The English Language is Dead But We’ll Soldier On

WaPo columnist Gene Weingarten trotted out the “English is dead” meme on Sunday and he targeted newspapers to support his

WaPo columnist Gene Weingarten trotted out the “English is dead” meme on Sunday and he targeted newspapers to support his thesis. He ended up making a pretty good point; but it may have more to do with small budgets that don’t permit copy editors or even editors in general. Still, his litany of recent crimes against the Mother Tongue committed by media outlets was pretty entertaining, in a sad way. First, Weingarten described the final moments of English, gasping its last on the letters page of his paper:

The end came quietly on Aug. 21 on the letters page of The Washington Post. A reader castigated the newspaper for having written that Sasha Obama was the “youngest” daughter of the president and first lady, rather than their “younger” daughter. In so doing, however, the letter writer called the first couple the “Obama’s.” This, too, was published, constituting an illiterate proofreading of an illiterate criticism of an illiteracy. Moments later, already severely weakened, English died of shame.

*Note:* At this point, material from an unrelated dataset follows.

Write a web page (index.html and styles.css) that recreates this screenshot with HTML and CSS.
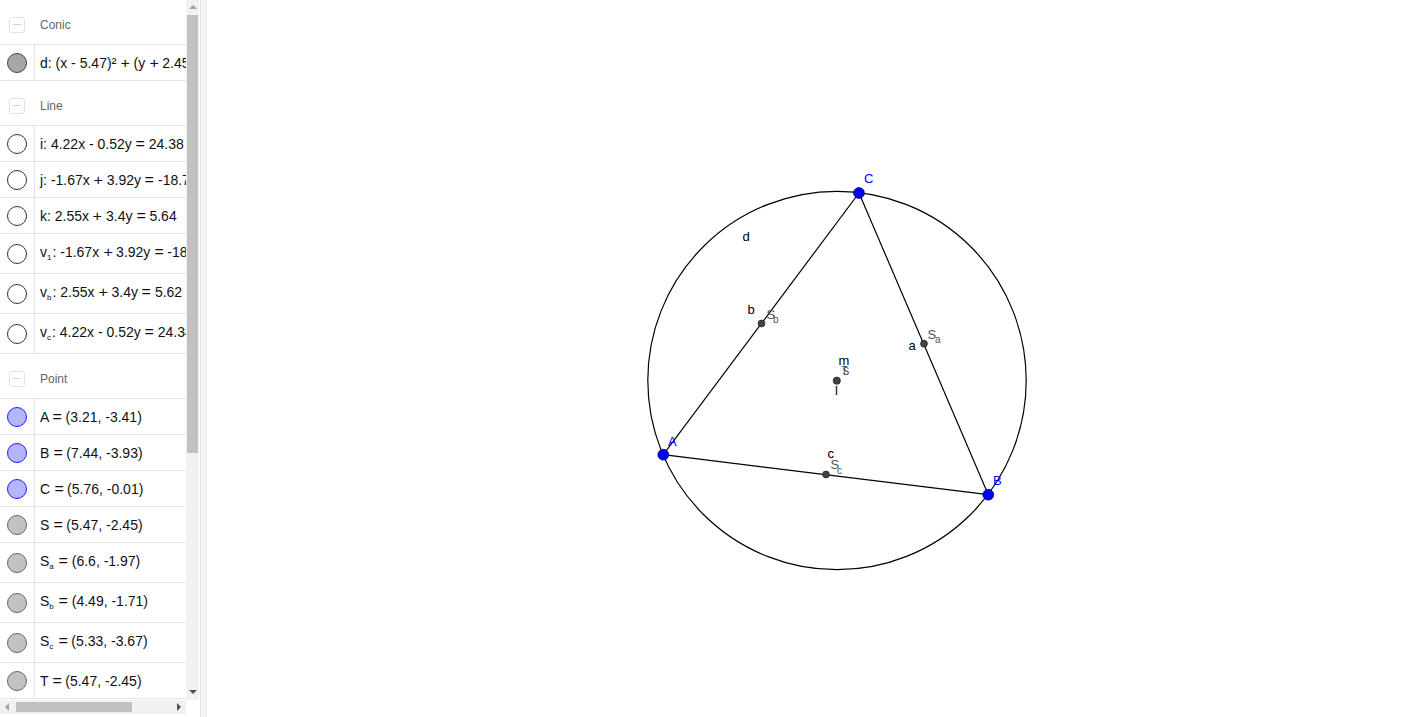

A few examples from Weingarten’s litany of shame are worth mention.

– “Pronounciation” has recently made it into reports in the Boston Globe, the St. Paul Pioneer Press, the Deseret Morning News and Washington Jewish Week, just to name three.

– The same error also appeared in the Contra Costa Times. In that paper it actually appeared in a correction to another error.

– The Fredericksburg Free Lance-Star reported on football as a “doggy dog world.”

– The Vallejo Times-Herald and (according to Weingarten) dozens of others published articles discussing treatment of “prostrate cancer.”

– Weingarten managed a dig at the New York Times, noting that the paper has frequently used the phrase “reach out to,” which he colorfully termed a “vomitous verbal construction.”

A Google search restricted to NYTimes.com for the phrase “reach out to” actually yielded more than 60,000 results.

Weingarten’s pronouncement, however, is nothing new. He can probably chillax, since scholars have been declaring English dead for years, but the language marches on like a dutiful zombie, gathering new and terrible words as it goes.